Cross-border law on inheritance : towards new solutions

Cross-border law on inheritance : towards new solutions
Determining the law (and taxes) applicable to cross-border inheritance estate can be somewhat complex. Inheritance of a deceased person is, for instance, considered cross-border if a person domiciled in a country dies in another country, or if such person owned estate assets in another country.
Basic rules are complex
In most countries, the basic principle is that a person’s estate is governed by the law of the country where such person resided permanently, at the time of his/her death.
This rule can of course have drawbacks :

  • Uncertainty for people who often change work or residence, or who have domiciles in more than one country
  • Difficulty to organise estate planning (it is not easy to know, in advance, where we will be domiciled in a number of years, for example when we retire. In addition, for those people who have taken out life insurance policies or made gifts or donations, it is difficult to know how these contracts or gifts will be treated under a foreign law)
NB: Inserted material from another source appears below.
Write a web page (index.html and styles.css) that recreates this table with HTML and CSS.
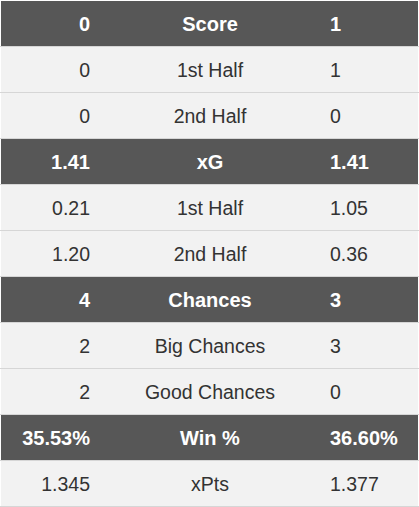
FILE: index.html
```html
<!DOCTYPE html>
<html>
<head>
<meta charset="utf-8">
<link rel="stylesheet" href="styles.css">
</head>
<body>
<table class="stats">
  <tr class="head"><td class="l">0</td><td class="c">Score</td><td class="r">1</td></tr>
  <tr><td class="l">0</td><td class="c">1st Half</td><td class="r">1</td></tr>
  <tr><td class="l">0</td><td class="c">2nd Half</td><td class="r">0</td></tr>
  <tr class="head"><td class="l">1.41</td><td class="c">xG</td><td class="r">1.41</td></tr>
  <tr><td class="l">0.21</td><td class="c">1st Half</td><td class="r">1.05</td></tr>
  <tr><td class="l">1.20</td><td class="c">2nd Half</td><td class="r">0.36</td></tr>
  <tr class="head"><td class="l">4</td><td class="c">Chances</td><td class="r">3</td></tr>
  <tr><td class="l">2</td><td class="c">Big Chances</td><td class="r">3</td></tr>
  <tr><td class="l">2</td><td class="c">Good Chances</td><td class="r">0</td></tr>
  <tr class="head"><td class="l">35.53%</td><td class="c">Win %</td><td class="r">36.60%</td></tr>
  <tr><td class="l">1.345</td><td class="c">xPts</td><td class="r">1.377</td></tr>
</table>
</body>
</html>
```
FILE: styles.css
```css
html, body {
  margin: 0;
  padding: 0;
  background: #ffffff;
}
.stats {
  width: 419px;
  border-collapse: collapse;
  border-top: 1px solid #ffffff;
  font-family: "Liberation Sans", Arial, sans-serif;
  font-size: 19.5px;
  color: #333333;
  table-layout: fixed;
}
.stats td {
  height: 44px;
  padding: 1px 0 0 0;
  border-bottom: 1px solid #d6d6d6;
  background: #f2f2f2;
  vertical-align: middle;
}
.stats td.l {
  width: 89px;
  padding-right: 10px;
  text-align: right;
  border-left: 1px solid #ffffff;
}
.stats td.c {
  text-align: center;
}
.stats td.r {
  width: 88px;
  padding-left: 10px;
  text-align: left;
  border-right: 1px solid #ffffff;
}
.stats tr.head td {
  background: #575757;
  color: #ffffff;
  font-weight: bold;
  font-size: 20px;
}
```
This rule is rendered even more complex in the light of international private law applicable in each country. In France, for example, the basic rule for a person who lives outside of France and who owns assets in France, is that his/her inheritance will be governed by French law but only as far as his/her real estate assets located in France are concerned, and that inheritance will be governed by the law of the country of his/her last residence for all other assets (« personal property »).
In this case, two inheritance processes will be necessary in two different countries (and possibly more, if other real estate assets are owned in other countries).
Things are even more complex when we get into details : determining whether certain types of assets are real estate assets or personal assets can prove technical (e.g. shares of companies which hold real estate assets), and will require specialised legal advice (in consideration, notably, of the law applicable in each country, as well as international bilateral tax treaties).
Avoiding these rules, which few people understand, although they can have significant impact, was impossible : depending on the applicable law, transmission rights (who inherits ? to what extent ?), the amount of inheritance duties (calculation method and taxation basis) may indeed considerably vary.
The American wife of a person residing in Brussels, owner of an apartment in Paris, may for instance understand with difficulty that the will signed by her husband in the USA, whereby she is awarded his wealth, is likely not to fully apply in France, the Paris apartment being, under French law, subject to French Civil code rules (the ownership of the apartment will be divided between all heirs as joint owners, i.e. the wife and all children).
European law now offers alternatives
It is today possible to plan things and make a choice : Since 17 August 2015, French law (in furtherance of European Union regulation No. 650/2012 of 4 July 2012), now allows to choose, as an alternative to the law of one’s last domicile, the law of one’s nationality, even outside European Union.
This will not only allow estate planning (and to choose, for instance, inheritance law of a country which better complies with one’s will, in favour of certain persons), but will also simplify the entire inheritance process, which can be subject to one single law, even if assets are held in different countries.
New regulations have numerous advantages
Choosing applicable law (« Professio Juris ») can have significant advantages and considerably simplify heirs’ task.
As an example, a Franco-American citizen resident of France is now able to choose American law to govern his entire estate. Such choice can be made through a simple will.
People with more than one nationality can even have more favourable choice.
Besides, the nationality which can be chosen is the nationality at the time the will is signed, or the one at the time of death (which seems to allow people to change nationalities in the meantime).
Do not confuse civil and tax laws
One should however be careful : the Professio Juris choice only applies to civil law (inheritance rules), and not tax law (inheritance duties and taxes). Inheritance can therefore be governed by a foreign law, further to Professio Juris, but the real estate part located in France can be taxed in France.
In other words, the choice only applies to civil aspects of inheritance process, being ; who inherits, to what extent, which formalities are necessary, powers granted to heirs and trustees, liabilities of heirs, partition rules, etc.).
Depending on each country, inheritance duties might be payable in several countries, even if one single law is applicable to inheritance (in France for example, inheritance duties are payable if the deceased person was domiciled in France or if one of his heirs resides in France).
Double taxation is usually sorted out through tax credit schemes, in accordance with existing bilateral tax treaties.
It is important to note that any choice of law should be made in consideration of other matters such as the existence of a wedding contract, potential donations, life insurance contracts or potential wills.
Who do these new rules apply to ?
The EU regulation applies to anyone (including non-EU nationals) living, at the time of his/her death, in an EU member state (United Kingdom, Ireland and Denmark excepted).
As an example, the inheritance of a French citizen who lived in Spain at the time of his death will be governed by Spanish law (both countries being EU member states and part to the regulation). This citizen can now choose that his inheritance will be subject to French law. If this person happens to also be a Lebanese citizen, he can choose that Lebanese law will rule his entire estate.
Second example : A Chinese citizen who lives in France can choose, in his will, that his inheritance estate will be governed by Chinese law, as opposed to French law which would normally apply.
It is therefore important to consider your wealth, legal and fiscal situation with your counsel, in particular if you reside abroad and own assets in France, before making a choice. In case no choice is made, basic principles will apply as before.